A solid rock stands its place until the ocean
recedes.
Islamic cultures are dying because they have been
weakened from within and are no longer able to
withstand the hammering blows of the global uniculture.
To use another analogy, the magnificent tree that
was planted by the very hands of the Prophet has
been eaten from within by termites. The limbs
of this tree are being hacked from the outside
just as its core is weakened and destroyed from
within.
The core of Islamic culture is its spirituality.
From its innate spirituality flows the sap that
gives life to Islamic civilization. That spirituality
is dying. The signs are all around. They are visible
even to the most casual observer. Beggars in Marrakech
sing Hindi songs. Muslim kids in South India write
no Urdu and cannot even write a letter to their
grandmother or read one written by her. Arabs
in Abu Dhabi visit the local bars and drink British
scotch. The Turks want to be more European than
the Europeans and the Uzbeks know more about Peter
the Great of Russia than their own Emirs. Indonesians
write in the Latin script while the Pakistanis
…well, you know about the Pakistanis.
While the uniculture takes its toll from without,
Muslims are busy destroying their history and
culture from within. Qawwali becomes haram except
the playing of the duff, ghazals are discouraged,
and old forts in Medina are pulled down. When
the masjids in Bosnia, destroyed during the genocidal
war against Muslims, were rebuilt with Gulf money,
they looked more like aircraft hangars than masjids,
sans grace, sans beauty, sans spirituality. Religion
has become a ritual. Schools have turned into
money-making machines. Men are prevented from
visiting the tombs of their mothers and fathers
to offer dua. The same people who celebrate their
own birthdays with vulgar lavishness call it bida’

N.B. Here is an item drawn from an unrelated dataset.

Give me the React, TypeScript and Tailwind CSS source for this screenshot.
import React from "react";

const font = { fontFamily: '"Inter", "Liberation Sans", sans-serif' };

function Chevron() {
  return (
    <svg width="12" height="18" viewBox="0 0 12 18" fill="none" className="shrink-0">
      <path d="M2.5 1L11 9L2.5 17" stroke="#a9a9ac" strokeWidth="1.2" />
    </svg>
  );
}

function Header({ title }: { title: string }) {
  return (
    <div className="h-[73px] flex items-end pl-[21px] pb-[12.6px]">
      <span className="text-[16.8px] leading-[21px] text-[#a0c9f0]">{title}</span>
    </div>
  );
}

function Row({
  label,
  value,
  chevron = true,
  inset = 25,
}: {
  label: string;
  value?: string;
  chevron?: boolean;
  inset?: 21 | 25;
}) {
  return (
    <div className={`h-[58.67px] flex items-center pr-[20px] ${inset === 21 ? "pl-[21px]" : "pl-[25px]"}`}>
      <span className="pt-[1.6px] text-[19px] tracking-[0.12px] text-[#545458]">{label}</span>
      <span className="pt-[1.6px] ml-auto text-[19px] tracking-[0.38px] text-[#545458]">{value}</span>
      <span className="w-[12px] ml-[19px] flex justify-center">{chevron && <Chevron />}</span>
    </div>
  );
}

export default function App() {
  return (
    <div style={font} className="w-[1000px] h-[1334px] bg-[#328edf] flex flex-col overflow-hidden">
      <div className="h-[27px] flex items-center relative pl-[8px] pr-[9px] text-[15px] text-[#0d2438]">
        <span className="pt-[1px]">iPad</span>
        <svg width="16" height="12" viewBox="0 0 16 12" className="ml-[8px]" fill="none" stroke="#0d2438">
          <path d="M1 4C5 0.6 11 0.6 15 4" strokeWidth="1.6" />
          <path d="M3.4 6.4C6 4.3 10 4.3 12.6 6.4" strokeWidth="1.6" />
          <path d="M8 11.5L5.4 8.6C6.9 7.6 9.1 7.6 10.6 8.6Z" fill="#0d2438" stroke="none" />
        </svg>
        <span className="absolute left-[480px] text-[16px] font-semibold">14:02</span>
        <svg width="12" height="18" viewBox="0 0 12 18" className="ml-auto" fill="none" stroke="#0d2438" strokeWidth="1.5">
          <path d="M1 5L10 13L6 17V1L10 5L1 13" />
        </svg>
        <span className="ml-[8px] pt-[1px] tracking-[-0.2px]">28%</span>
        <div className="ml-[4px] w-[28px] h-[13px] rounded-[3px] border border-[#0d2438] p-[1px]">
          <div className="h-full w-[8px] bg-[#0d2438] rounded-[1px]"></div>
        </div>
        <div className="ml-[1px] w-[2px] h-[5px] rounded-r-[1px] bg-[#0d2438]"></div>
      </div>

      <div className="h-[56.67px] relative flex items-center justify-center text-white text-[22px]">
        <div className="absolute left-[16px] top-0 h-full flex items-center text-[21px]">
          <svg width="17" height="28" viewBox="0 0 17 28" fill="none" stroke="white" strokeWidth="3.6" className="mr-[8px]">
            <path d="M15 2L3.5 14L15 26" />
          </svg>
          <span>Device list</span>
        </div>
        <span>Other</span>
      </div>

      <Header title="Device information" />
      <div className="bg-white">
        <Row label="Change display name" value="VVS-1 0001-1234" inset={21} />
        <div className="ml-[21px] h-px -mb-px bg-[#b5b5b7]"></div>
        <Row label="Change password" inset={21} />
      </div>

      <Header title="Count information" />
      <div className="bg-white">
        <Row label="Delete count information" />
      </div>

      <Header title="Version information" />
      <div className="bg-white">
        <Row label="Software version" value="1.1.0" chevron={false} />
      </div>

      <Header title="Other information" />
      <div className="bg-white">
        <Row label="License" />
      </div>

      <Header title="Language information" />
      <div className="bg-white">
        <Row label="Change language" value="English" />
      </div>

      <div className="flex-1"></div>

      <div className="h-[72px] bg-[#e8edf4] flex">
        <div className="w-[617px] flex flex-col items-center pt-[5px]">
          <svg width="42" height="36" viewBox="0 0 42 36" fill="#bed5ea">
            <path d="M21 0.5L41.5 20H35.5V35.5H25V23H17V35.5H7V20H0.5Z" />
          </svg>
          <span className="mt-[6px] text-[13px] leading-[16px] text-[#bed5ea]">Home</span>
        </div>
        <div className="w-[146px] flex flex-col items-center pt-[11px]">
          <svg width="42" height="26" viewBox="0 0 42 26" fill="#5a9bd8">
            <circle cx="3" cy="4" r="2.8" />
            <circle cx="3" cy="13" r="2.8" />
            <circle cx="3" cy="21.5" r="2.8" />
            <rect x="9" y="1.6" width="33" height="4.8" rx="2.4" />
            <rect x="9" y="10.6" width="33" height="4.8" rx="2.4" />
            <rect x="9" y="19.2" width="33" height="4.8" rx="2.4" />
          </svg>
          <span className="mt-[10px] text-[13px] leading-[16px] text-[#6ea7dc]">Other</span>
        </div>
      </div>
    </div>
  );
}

to celebrate meelad un nabi, an event that for
a thousand years khalifas and sultans considered
an honor to attend. Even the Hajj has not escaped
this internal onslaught. You can sell all kinds
of trinkets at Jablur Rahman on the day of Arafat
but you are discouraged from offering a supplication
for divine mercy.
The spread of uniculture is one aspect of the
spread of extremism around the globe. Two of the
principal reasons for the rise of extremism are
cultural reaction and territorial disputes. Politics
prevents many a soul from speaking about territorial
disputes; it is astonishing how few are aware
of the cultural aspect of extremism. Extremism,
and its violent manifestation in terrorism, thrives
where the perception of cultural domination from
the outside is widespread. While it is easy to
blame outsiders as thieves who rob traditional
cultures, Muslims have been less than honest looking
for thieves within their own homes.
It follows that traditional cultures offer a first
line of defense against the encroachment of extremism
in Muslim lands. These cultures have grown up
over
centuries and manifest the best that our forefathers
considered worth preserving. Discarding them is
like trading an old, hand carved, and beautiful,
silver necklace for a plastic trinket.
Modern man cannot even conceive of a Taj Mahal
let alone build one because he has lost the capacity
to love. He has forgotten the taste of sherbet
with honey in a brass goblet and is instead used
to the taste of stale coffee in a plastic cup.
Would the extremists among Muslims allow a marble
tomb to be built for the love of a woman? The
Qur’an teaches humankind: “We will
show you our Signs on the horizon and within yourselves
so that you may have certainty”. The Signs
on the horizon are the signs in nature and within
human history and culture.
Destroying history and culture is like destroying
divine Signs. The Taj Mahals of the world manifest
the best in Islam; indeed they manifest the best
in humankind.
They must be preserved, and more like them must
be built notwithstanding the protagonists of bida’,
kufr, shirk and haram, so that future generations
celebrate our love just as we celebrate the love
of our forefathers. The only way to avoid the
destruction of culture is to preserve it.